**PROBLEM STATEMENT:** Copy out the material below in full, but not its images.

**** DATA BLOCK

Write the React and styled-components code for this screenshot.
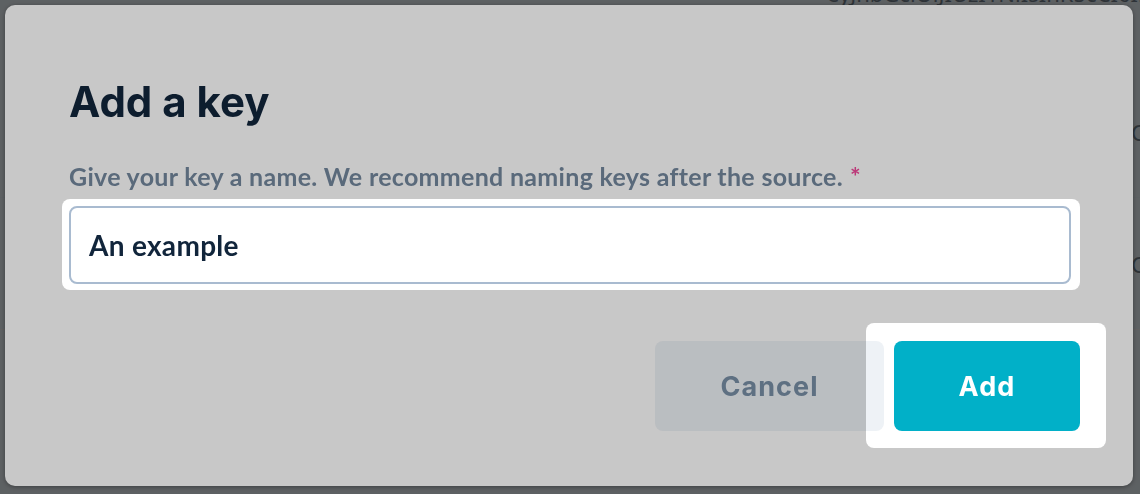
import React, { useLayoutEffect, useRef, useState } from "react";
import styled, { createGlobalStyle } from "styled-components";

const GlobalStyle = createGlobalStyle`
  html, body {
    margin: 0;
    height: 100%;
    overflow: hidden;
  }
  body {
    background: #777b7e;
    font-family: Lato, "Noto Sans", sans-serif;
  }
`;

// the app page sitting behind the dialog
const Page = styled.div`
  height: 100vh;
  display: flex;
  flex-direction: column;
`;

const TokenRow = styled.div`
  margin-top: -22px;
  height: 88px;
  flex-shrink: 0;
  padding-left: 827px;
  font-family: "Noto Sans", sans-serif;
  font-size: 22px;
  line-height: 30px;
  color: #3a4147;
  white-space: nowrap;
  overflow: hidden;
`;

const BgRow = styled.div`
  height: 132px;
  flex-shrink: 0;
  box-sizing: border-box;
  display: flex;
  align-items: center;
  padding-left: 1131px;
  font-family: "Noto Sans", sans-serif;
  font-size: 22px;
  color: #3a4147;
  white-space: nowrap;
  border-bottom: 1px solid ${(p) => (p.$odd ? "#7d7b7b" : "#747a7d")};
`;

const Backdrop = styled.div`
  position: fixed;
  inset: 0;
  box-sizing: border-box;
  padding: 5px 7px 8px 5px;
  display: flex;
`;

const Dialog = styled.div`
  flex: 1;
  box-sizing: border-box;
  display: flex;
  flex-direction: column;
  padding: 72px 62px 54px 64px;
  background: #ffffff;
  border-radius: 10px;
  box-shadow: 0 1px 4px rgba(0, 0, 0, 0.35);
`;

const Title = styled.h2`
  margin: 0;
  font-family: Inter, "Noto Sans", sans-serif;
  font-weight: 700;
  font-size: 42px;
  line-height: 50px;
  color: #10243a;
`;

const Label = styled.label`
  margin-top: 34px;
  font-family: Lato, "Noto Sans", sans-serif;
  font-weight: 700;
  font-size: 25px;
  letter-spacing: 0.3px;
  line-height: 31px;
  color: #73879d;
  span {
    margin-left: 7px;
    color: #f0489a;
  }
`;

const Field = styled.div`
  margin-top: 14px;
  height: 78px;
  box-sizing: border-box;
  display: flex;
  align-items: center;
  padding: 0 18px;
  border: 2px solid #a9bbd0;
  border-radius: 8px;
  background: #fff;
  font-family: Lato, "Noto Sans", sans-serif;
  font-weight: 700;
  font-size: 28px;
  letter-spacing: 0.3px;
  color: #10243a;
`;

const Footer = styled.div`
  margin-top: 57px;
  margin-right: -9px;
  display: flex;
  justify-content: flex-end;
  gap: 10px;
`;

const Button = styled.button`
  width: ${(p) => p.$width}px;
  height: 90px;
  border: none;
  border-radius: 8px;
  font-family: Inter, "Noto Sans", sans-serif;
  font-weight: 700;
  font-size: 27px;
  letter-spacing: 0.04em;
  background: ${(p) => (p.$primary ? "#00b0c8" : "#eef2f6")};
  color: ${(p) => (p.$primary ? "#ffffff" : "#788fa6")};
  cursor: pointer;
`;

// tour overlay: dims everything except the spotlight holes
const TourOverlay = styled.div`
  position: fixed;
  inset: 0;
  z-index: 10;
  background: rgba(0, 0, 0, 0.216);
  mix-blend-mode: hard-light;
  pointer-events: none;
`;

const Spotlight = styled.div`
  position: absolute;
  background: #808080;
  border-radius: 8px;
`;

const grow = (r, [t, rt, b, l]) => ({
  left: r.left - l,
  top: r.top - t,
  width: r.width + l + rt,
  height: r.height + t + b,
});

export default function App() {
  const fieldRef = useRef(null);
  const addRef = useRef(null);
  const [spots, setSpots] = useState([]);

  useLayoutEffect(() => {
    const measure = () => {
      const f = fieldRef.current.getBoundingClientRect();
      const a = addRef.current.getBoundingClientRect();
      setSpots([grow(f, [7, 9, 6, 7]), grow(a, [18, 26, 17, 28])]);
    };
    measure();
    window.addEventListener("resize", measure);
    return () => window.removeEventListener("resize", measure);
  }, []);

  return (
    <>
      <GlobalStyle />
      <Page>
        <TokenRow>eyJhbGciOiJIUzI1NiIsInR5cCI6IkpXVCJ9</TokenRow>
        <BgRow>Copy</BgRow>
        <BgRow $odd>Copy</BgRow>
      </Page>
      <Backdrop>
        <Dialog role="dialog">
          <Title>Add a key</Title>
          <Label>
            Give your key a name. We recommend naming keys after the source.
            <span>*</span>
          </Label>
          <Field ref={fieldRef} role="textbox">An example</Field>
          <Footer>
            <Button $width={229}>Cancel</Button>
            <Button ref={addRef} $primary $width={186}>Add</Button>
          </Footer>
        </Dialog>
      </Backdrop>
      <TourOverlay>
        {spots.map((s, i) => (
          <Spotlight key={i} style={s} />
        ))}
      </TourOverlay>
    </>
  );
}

********

**RESULT:**
Write the React and styled-components code for this screenshot.
import React, { useLayoutEffect, useRef, useState } from "react";
import styled, { createGlobalStyle } from "styled-components";

const GlobalStyle = createGlobalStyle`
  html, body {
    margin: 0;
    height: 100%;
    overflow: hidden;
  }
  body {
    background: #777b7e;
    font-family: Lato, "Noto Sans", sans-serif;
  }
`;

// the app page sitting behind the dialog
const Page = styled.div`
  height: 100vh;
  display: flex;
  flex-direction: column;
`;

const TokenRow = styled.div`
  margin-top: -22px;
  height: 88px;
  flex-shrink: 0;
  padding-left: 827px;
  font-family: "Noto Sans", sans-serif;
  font-size: 22px;
  line-height: 30px;
  color: #3a4147;
  white-space: nowrap;
  overflow: hidden;
`;

const BgRow = styled.div`
  height: 132px;
  flex-shrink: 0;
  box-sizing: border-box;
  display: flex;
  align-items: center;
  padding-left: 1131px;
  font-family: "Noto Sans", sans-serif;
  font-size: 22px;
  color: #3a4147;
  white-space: nowrap;
  border-bottom: 1px solid ${(p) => (p.$odd ? "#7d7b7b" : "#747a7d")};
`;

const Backdrop = styled.div`
  position: fixed;
  inset: 0;
  box-sizing: border-box;
  padding: 5px 7px 8px 5px;
  display: flex;
`;

const Dialog = styled.div`
  flex: 1;
  box-sizing: border-box;
  display: flex;
  flex-direction: column;
  padding: 72px 62px 54px 64px;
  background: #ffffff;
  border-radius: 10px;
  box-shadow: 0 1px 4px rgba(0, 0, 0, 0.35);
`;

const Title = styled.h2`
  margin: 0;
  font-family: Inter, "Noto Sans", sans-serif;
  font-weight: 700;
  font-size: 42px;
  line-height: 50px;
  color: #10243a;
`;

const Label = styled.label`
  margin-top: 34px;
  font-family: Lato, "Noto Sans", sans-serif;
  font-weight: 700;
  font-size: 25px;
  letter-spacing: 0.3px;
  line-height: 31px;
  color: #73879d;
  span {
    margin-left: 7px;
    color: #f0489a;
  }
`;

const Field = styled.div`
  margin-top: 14px;
  height: 78px;
  box-sizing: border-box;
  display: flex;
  align-items: center;
  padding: 0 18px;
  border: 2px solid #a9bbd0;
  border-radius: 8px;
  background: #fff;
  font-family: Lato, "Noto Sans", sans-serif;
  font-weight: 700;
  font-size: 28px;
  letter-spacing: 0.3px;
  color: #10243a;
`;

const Footer = styled.div`
  margin-top: 57px;
  margin-right: -9px;
  display: flex;
  justify-content: flex-end;
  gap: 10px;
`;

const Button = styled.button`
  width: ${(p) => p.$width}px;
  height: 90px;
  border: none;
  border-radius: 8px;
  font-family: Inter, "Noto Sans", sans-serif;
  font-weight: 700;
  font-size: 27px;
  letter-spacing: 0.04em;
  background: ${(p) => (p.$primary ? "#00b0c8" : "#eef2f6")};
  color: ${(p) => (p.$primary ? "#ffffff" : "#788fa6")};
  cursor: pointer;
`;

// tour overlay: dims everything except the spotlight holes
const TourOverlay = styled.div`
  position: fixed;
  inset: 0;
  z-index: 10;
  background: rgba(0, 0, 0, 0.216);
  mix-blend-mode: hard-light;
  pointer-events: none;
`;

const Spotlight = styled.div`
  position: absolute;
  background: #808080;
  border-radius: 8px;
`;

const grow = (r, [t, rt, b, l]) => ({
  left: r.left - l,
  top: r.top - t,
  width: r.width + l + rt,
  height: r.height + t + b,
});

export default function App() {
  const fieldRef = useRef(null);
  const addRef = useRef(null);
  const [spots, setSpots] = useState([]);

  useLayoutEffect(() => {
    const measure = () => {
      const f = fieldRef.current.getBoundingClientRect();
      const a = addRef.current.getBoundingClientRect();
      setSpots([grow(f, [7, 9, 6, 7]), grow(a, [18, 26, 17, 28])]);
    };
    measure();
    window.addEventListener("resize", measure);
    return () => window.removeEventListener("resize", measure);
  }, []);

  return (
    <>
      <GlobalStyle />
      <Page>
        <TokenRow>eyJhbGciOiJIUzI1NiIsInR5cCI6IkpXVCJ9</TokenRow>
        <BgRow>Copy</BgRow>
        <BgRow $odd>Copy</BgRow>
      </Page>
      <Backdrop>
        <Dialog role="dialog">
          <Title>Add a key</Title>
          <Label>
            Give your key a name. We recommend naming keys after the source.
            <span>*</span>
          </Label>
          <Field ref={fieldRef} role="textbox">An example</Field>
          <Footer>
            <Button $width={229}>Cancel</Button>
            <Button ref={addRef} $primary $width={186}>Add</Button>
          </Footer>
        </Dialog>
      </Backdrop>
      <TourOverlay>
        {spots.map((s, i) => (
          <Spotlight key={i} style={s} />
        ))}
      </TourOverlay>
    </>
  );
}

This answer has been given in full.